Tianyi Ge: Python software suite of geometry-oblivious Fast Multipole Methods: its application in statistical plotting and high dimensional data classification

Guided Research project submission talk. Tianyi is advised by Severin Reiz.

This guided research focuses on optimizing pre-existing python codes of GOFMM and incorporating new functionality into the embedded balanced tree data structure by GOFMM. The original codes rely heavily on nested loops, conditional checks and index tracking, making it difficult to apply GOFMM to new applications. The revised version implements a set-oriented interface on setting up the GOFMM data structure. Particularly, we formalize all sampling methods in set. As a result, the codes are much shorter, understandable and efficient as it involves basic mathematical operations on a fundamental data structure. Furthermore, we utilize scipy.linalg.interpolative package to simplify analysis in skeleton, such as interpolative decomposition and QR factorization. The resultant codes run much faster and are user-friendly in implementing related applications.

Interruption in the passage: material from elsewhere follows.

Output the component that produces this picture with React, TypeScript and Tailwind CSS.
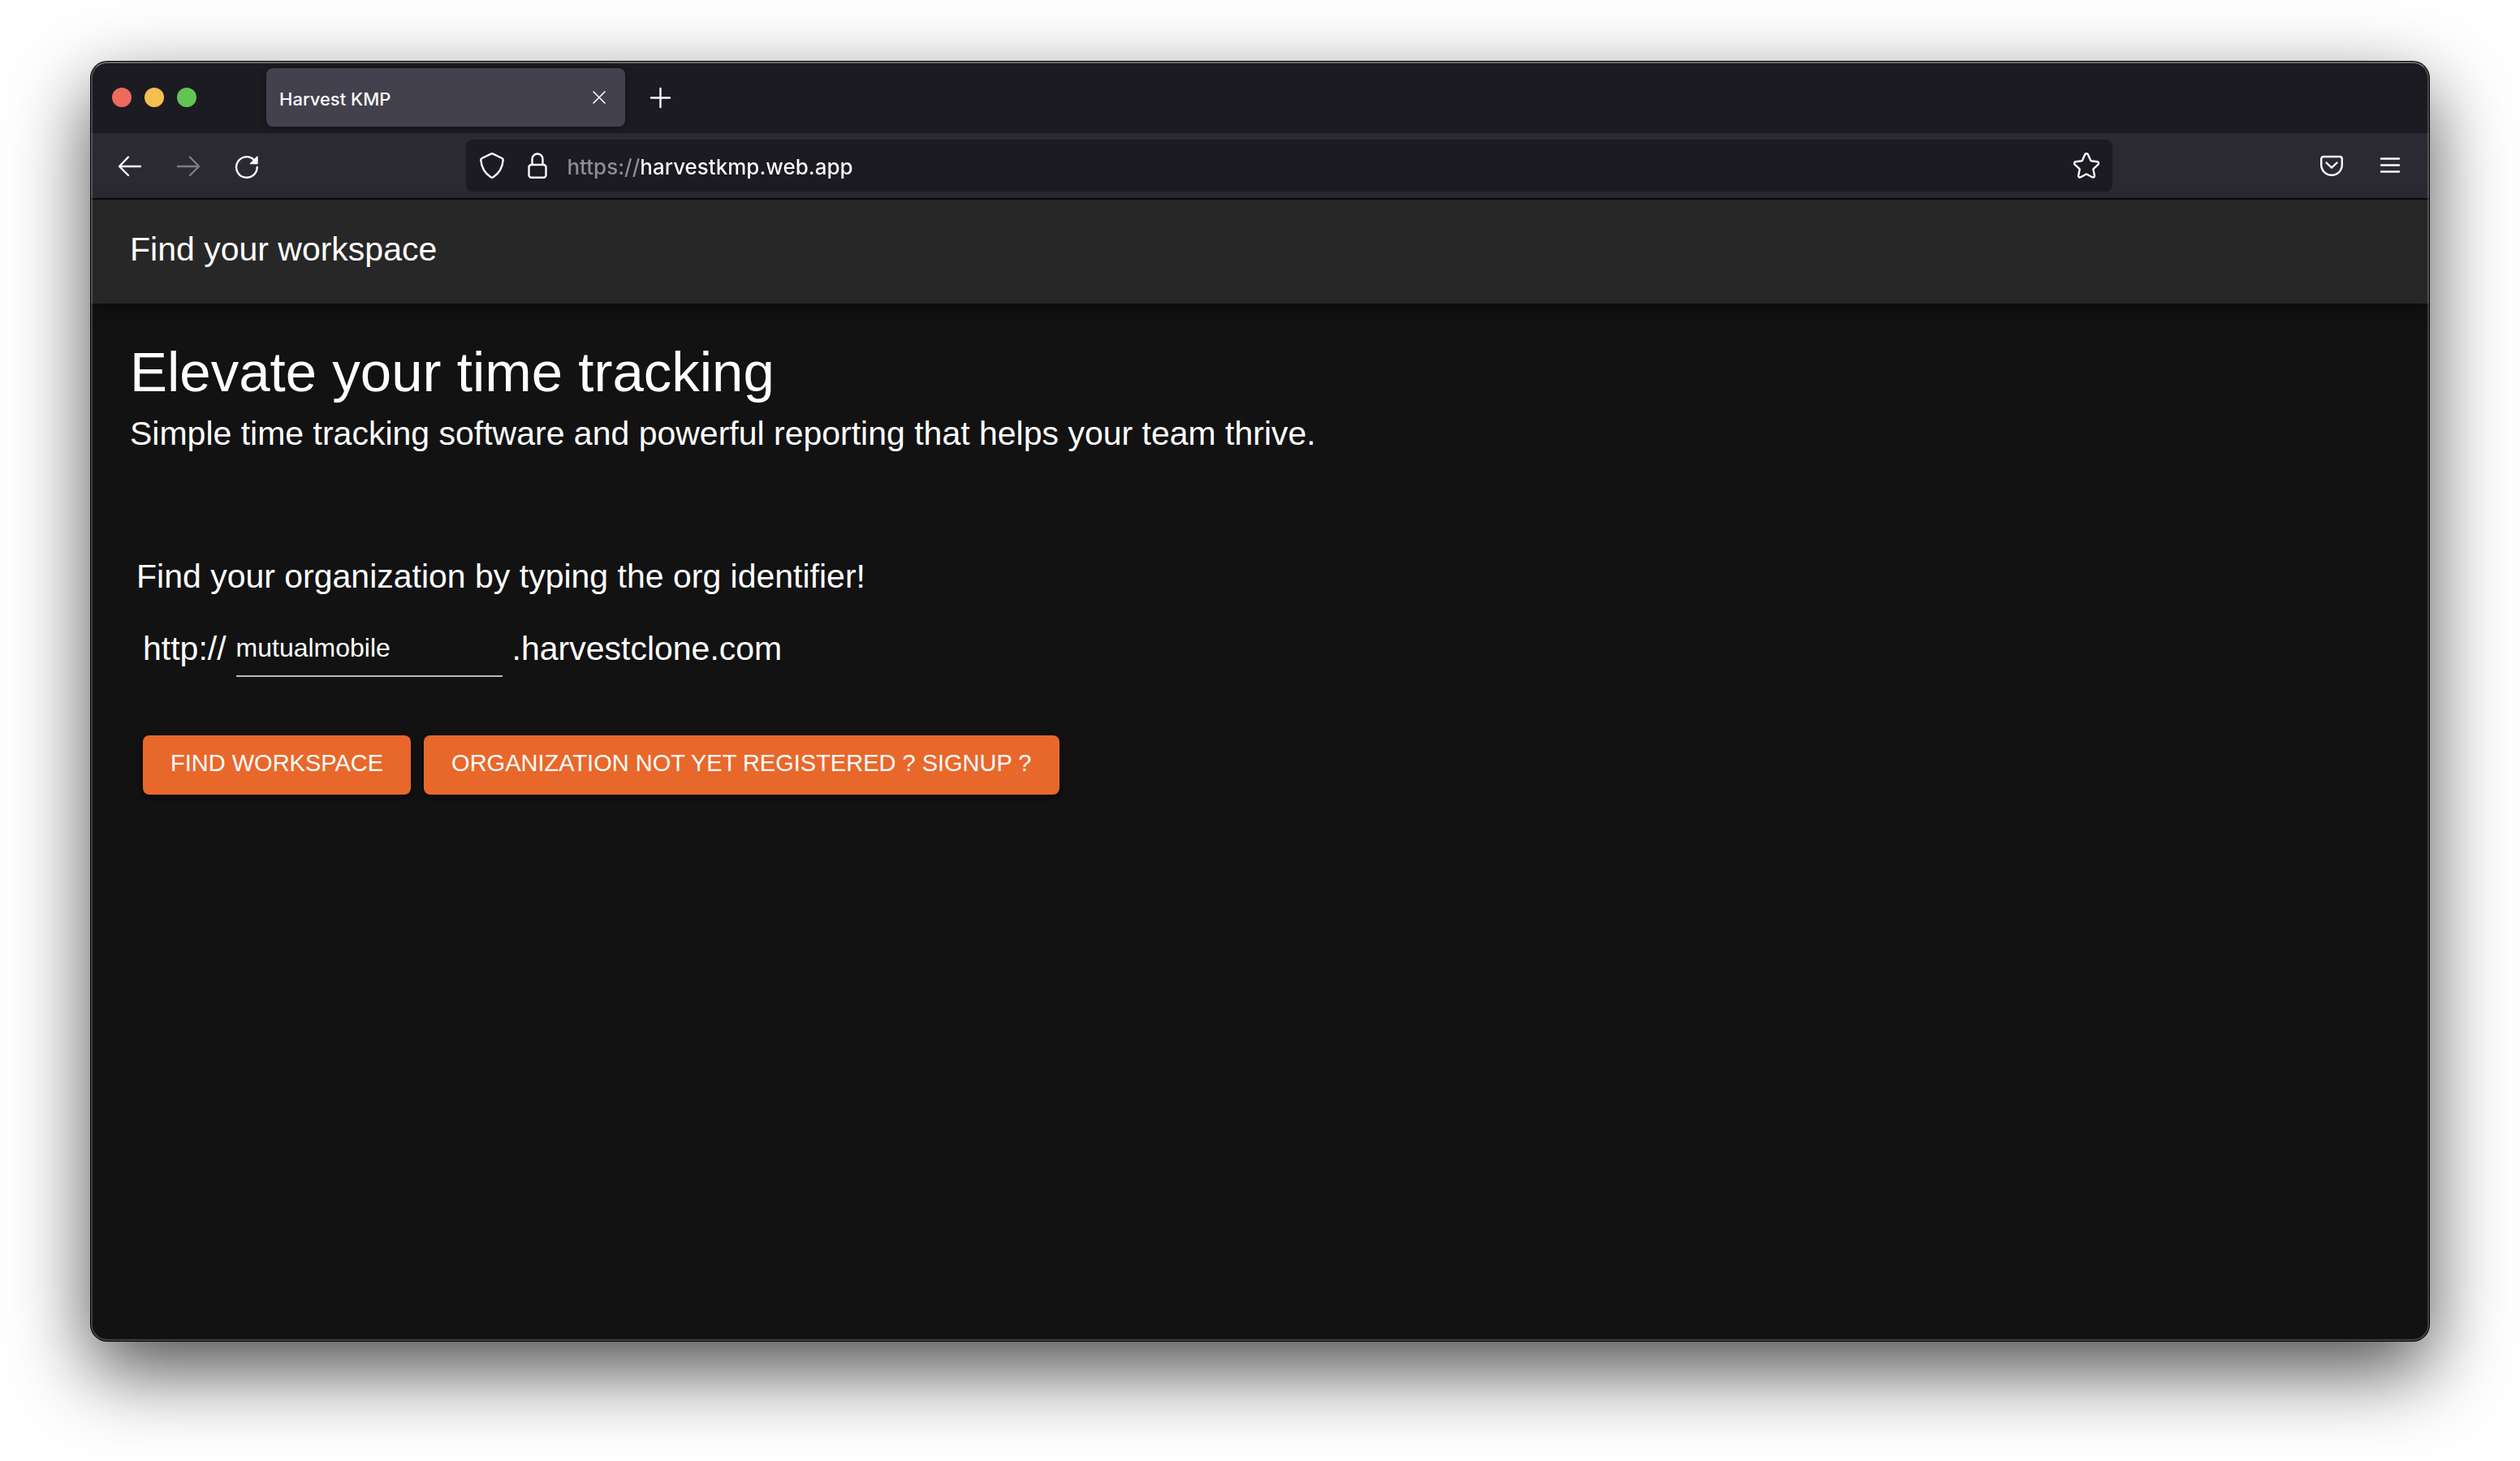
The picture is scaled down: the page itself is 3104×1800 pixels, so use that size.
import React, { useState } from "react";

type IconProps = { children: React.ReactNode; className?: string };

/* Toolbar glyphs share a 32-unit box and a rounded stroke. */
function Icon({ children, className = "size-8" }: IconProps) {
  return (
    <svg
      viewBox="0 0 32 32"
      className={className}
      fill="none"
      stroke="currentColor"
      strokeWidth="2.4"
      strokeLinecap="round"
      strokeLinejoin="round"
      aria-hidden="true"
    >
      {children}
    </svg>
  );
}

function ToolButton({
  label,
  disabled,
  children,
}: {
  label: string;
  disabled?: boolean;
  children: React.ReactNode;
}) {
  return (
    <button
      type="button"
      aria-label={label}
      disabled={disabled}
      className="flex size-16 shrink-0 items-center justify-center rounded-lg text-[#fbfbfe] disabled:text-[#7e7d84]"
    >
      {children}
    </button>
  );
}

function TabStrip() {
  return (
    <div className="flex h-22 items-center bg-[#1c1b22] pl-[26px]">
      <div className="flex w-[190px] shrink-0 gap-4">
        <button type="button" aria-label="Close window" className="size-6 rounded-full bg-[#ed6a5e]" />
        <button type="button" aria-label="Minimize window" className="size-6 rounded-full bg-[#f4bf4f]" />
        <button type="button" aria-label="Zoom window" className="size-6 rounded-full bg-[#61c554]" />
      </div>
      <div className="flex h-18 w-[442px] items-center justify-between rounded-lg bg-[#42414d] pl-4 pr-3 shadow-[0_0_8px_rgba(0,0,0,0.4)]">
        <span className="pt-1 text-[22px] leading-8 font-medium">Harvest KMP</span>
        <button type="button" aria-label="Close tab" className="flex size-10 items-center justify-center">
          <svg viewBox="0 0 16 16" className="size-4" fill="none" stroke="currentColor" strokeWidth="1.6" strokeLinecap="round" aria-hidden="true">
            <path d="M1 1l14 14M15 1L1 15" />
          </svg>
        </button>
      </div>
      <button type="button" aria-label="New tab" className="ml-3 flex size-16 items-center justify-center">
        <Icon>
          <path d="M15.500 5v23M4 16.500h23" />
        </Icon>
      </button>
    </div>
  );
}

function AddressBar() {
  return (
    <div className="flex h-16 flex-[17] items-center rounded-lg bg-[#1c1b22]">
      <ToolButton label="Tracking protection">
        <Icon>
          <path d="M16 1.300c.5 0 1 .1 1.400.4l11 5.300c.9.400 1.400 1.300 1.300 2.200C29 18 25 25.500 17.500 30.200a2.800 2.800 0 0 1-3 0C7 25.500 3 18 2.300 9.200 2.200 8.300 2.700 7.400 3.600 7l11-5.300c.4-.3.900-.4 1.400-.4z" />
        </Icon>
      </ToolButton>
      <button type="button" aria-label="Site information" className="flex h-16 w-12 shrink-0 items-center justify-center">
        <Icon>
          <path d="M9.500 15V8a6.500 6.500 0 0 1 13 0v7" />
          <rect x="5.500" y="15" width="21" height="15.700" rx="3" />
        </Icon>
      </button>
      <input
        type="text"
        aria-label="Address"
        defaultValue="https://harvestkmp.web.app"
        className="ml-3 h-16 min-w-0 flex-1 bg-[linear-gradient(90deg,#8f8e95_90px,#fbfbfe_90px)] bg-clip-text pt-0.5 text-[26px] font-medium text-transparent outline-none"
      />
      <ToolButton label="Bookmark this page">
        <Icon>
          <path d="M14.200 2.300c.7-1.500 2.900-1.500 3.600 0l3.300 7.300c.2.400.5.600.9.700l7.300.9c1.700.2 2.300 2.300 1.100 3.400l-5.600 5.200c-.3.300-.5.700-.4 1.100l1.500 7.400c.3 1.600-1.400 2.800-2.800 2l-6.500-3.600c-.4-.2-.8-.2-1.200 0l-6.500 3.600c-1.400.8-3.100-.4-2.800-2L7.600 20.900c.1-.4-.1-.8-.4-1.100l-5.600-5.200c-1.200-1.100-.6-3.200 1.100-3.400l7.300-.9c.4-.1.700-.3.900-.7z" />
        </Icon>
      </ToolButton>
    </div>
  );
}

function Toolbar() {
  return (
    <div className="flex h-[82px] items-center border-b-2 border-[#0c0c0d] bg-[#2b2a33] px-4">
      <div className="flex gap-2">
        <ToolButton label="Go back">
          <Icon>
            <path d="M29 17H3.500M14 5.500L3 17l11 11" />
          </Icon>
        </ToolButton>
        <ToolButton label="Go forward" disabled>
          <Icon>
            <path d="M3 17h25.500M18 5.500L29 17 18 28" />
          </Icon>
        </ToolButton>
        <ToolButton label="Reload">
          <Icon>
            <path d="M28.700 18A12.800 12.800 0 1 1 24.500 8.500" />
            <path d="M29 5v8.500h-8.500z" fill="currentColor" strokeWidth="1.400" />
          </Icon>
        </ToolButton>
      </div>
      <div className="flex-[2]" />
      <AddressBar />
      <div className="flex-[2]" />
      <div className="flex gap-2">
        <ToolButton label="Save to Pocket">
          <Icon>
            <path d="M6 5h20a2.800 2.800 0 0 1 2.800 2.800V15a12.800 12.800 0 0 1-25.600 0V7.800A2.800 2.800 0 0 1 6 5z" />
            <path d="M9.500 12.500L16 18.700l6.500-6.200" />
          </Icon>
        </ToolButton>
        <ToolButton label="Open application menu">
          <Icon>
            <path d="M5 7.500h22M5 15.500h22M5 23.500h22" />
          </Icon>
        </ToolButton>
      </div>
    </div>
  );
}

const actionClass =
  "rounded-lg bg-[#e8682b] px-[34px] pt-3 pb-[17px] text-[29px] leading-11 uppercase text-white shadow-[0_4px_8px_rgba(0,0,0,0.5)]";

function FindWorkspace() {
  const [org, setOrg] = useState("mutualmobile");
  return (
    <main className="flex-1 px-12 pt-11 text-[41px] leading-16">
      <h1 className="pb-0.5 text-[69px] leading-[82px]">Elevate your time tracking</h1>
      <p>Simple time tracking software and powerful reporting that helps your team thrive.</p>
      <form className="px-2 pt-28" onSubmit={(e) => e.preventDefault()}>
        <p>Find your organization by typing the org identifier!</p>
        <div className="flex items-center px-2 pt-[22px]">
          <label htmlFor="org">http://</label>
          <input
            id="org"
            type="text"
            value={org}
            onChange={(e) => setOrg(e.target.value)}
            className="mx-3 h-[70px] w-[328px] border-b-2 border-[#b9b9b9] text-[32px] outline-none"
          />
          <span>.harvestclone.com</span>
        </div>
        <div className="flex flex-wrap gap-4 px-2 pt-18">
          <button type="submit" className={actionClass}>
            Find Workspace
          </button>
          <button type="button" className={actionClass}>
            Organization not yet registered ? Signup ?
          </button>
        </div>
      </form>
    </main>
  );
}

export default function App() {
  return (
    <div className="flex min-h-screen flex-col bg-white px-28 pt-19 pb-37">
      <div className="relative flex flex-1 flex-col rounded-[20px] bg-[#121212] font-['Liberation_Sans',Arial,sans-serif] text-white shadow-[0_0_0_1px_#000,0_36px_96px_rgba(0,0,0,0.7)]">
        <div className="flex flex-1 flex-col overflow-hidden rounded-[20px]">
          <div className="font-['Inter',sans-serif] text-[#fbfbfe]">
            <TabStrip />
            <Toolbar />
          </div>
          <header className="flex h-32 shrink-0 items-center bg-[#272727] px-12 pb-1.5 text-[41px] leading-16 shadow-[0_4px_16px_rgba(0,0,0,0.5)]">
            Find your workspace
          </header>
          <FindWorkspace />
        </div>
        <div className="pointer-events-none absolute inset-0 rounded-[20px] border-2 border-white/20 border-t-white/35" />
      </div>
    </div>
  );
}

With our new GOFMM interface, we devised two examples that demonstrate high usability of GOFMM in statistical plotting and image recognition. Our first example takes in 2D position data and classifies points based on their density. By exploiting relative fast search and data structure in GOFMM, this user case accelerates underlying matrix-vector multiplication. In comparison to its raw data plot, our plot uses Gaussian kernel density estimation (Gaussian KDE) and displays a high level of accuracy. Our second example pipes over one thousand 8 × 8 images into GOFMM, utilizing its tree-like data structure for fast search and low storage. Then, we implement Gaussian KDE to learn over training dataset so that the updating model can accurately classify testing data. The result shows high accuracy of our model classification. With 30 training images, the accuracy of classifying 44 images is 43/44.

Keywords: GOFMM, Gaussian KDE, Image Classification